It's endlessly interesting that so many countries and cultures, that we believe we know well, have spend mechanisms that are held dear, yet are virtually unknown outside their borders. To wit, according to today's WSJ, our Northern neighbor's consumers have revered Canadian Tire money as an alternative currency for over a half century. But alas, the spend visibility and behavioral insight offered by plastic loyalty cards portends the end of tire dollar spend.
I know I'm more than a little anachronistic at heart when old conventions are supplanted by new technology -- I've not yet succumbed to EZ Pass for instance -- but there's just something about having hard currency, coupons, bonus dollars and other forms of physical chits in hand. They're more real. And while I have nothing to hide, I also like to keep some spend anonymous, off the radar, in my head and nowhere else. Many of my fellow North Americans evidently agree.
The Journal describes how "Canadian Tire Corp., an iconic retailer here that sells everything from car batteries to hockey sticks, hands out Canadian Tire money to loyal shoppers. Customers receive the brightly colored coupons, equivalent to a fraction of their shopping bill, at the checkout... Over the years, the coupons -- printed on counterfeit-resistant paper in denominations ranging from five Canadian cents (about five U.S. cents) to two dollars -- have gained currency outside the store's doors. Collectors covet older bills and anticipate print runs of newer ones. [and] One group auctions off rare Canadian Tire bills and publishes a newsletter devoted to the coupons." Even eBay serves as a kind of currency trading exchange for tire dollars.
Quite incredibly, "About one billion bills are in circulation across Canada, worth an estimated 100 million Canadian dollars... But now, Canadian Tire is starting to phase out the program in a shift toward a plastic loyalty-card system... The company... thinks a card would help to better understand what customers are buying and fine-tune offers directly to them." Probably so, but I can't help but wonder if maybe the Canadian government has a hand in dissolving this charming currency alternative to maximize their VAT.
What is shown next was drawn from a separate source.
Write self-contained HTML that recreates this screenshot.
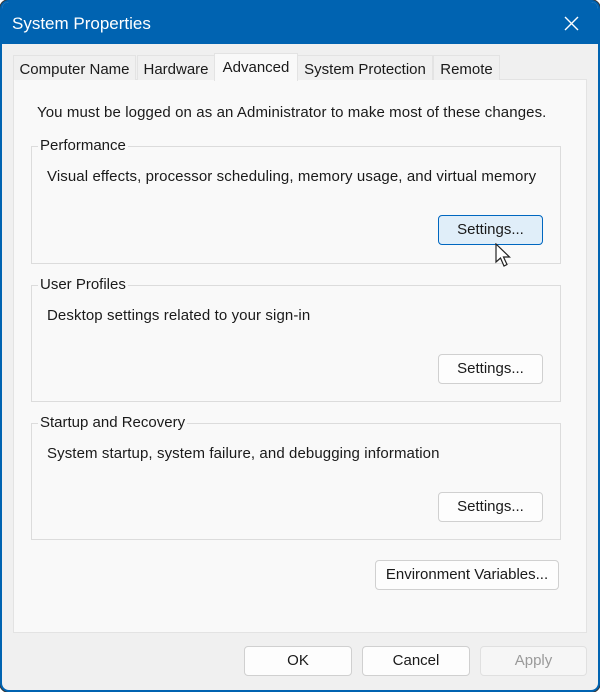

In any case, at the risk of overly digressing, I very fondly recall the 50's and 60's Green Stamp promotions. Many merchants issued Green Stamps upon check out and millions of young baby boomers -- like me -- were dutifully required to paste them in books that could then be redeemed at ubiquitous Green Stamp Stores for merchandise from toys to linens to dishware and electronics. It was a form of savings thrift and sense of mercantile community fostered by an alternative currency that -- for better or worse -- (though I believe worse) has disappeared from America. Oops, make that the U.S.
After I post this, I think I'll walk to my neighborhood watering hole and redeem some of their wooden nickels I've been collecting. I know they're here somewhere -- hope they still take them.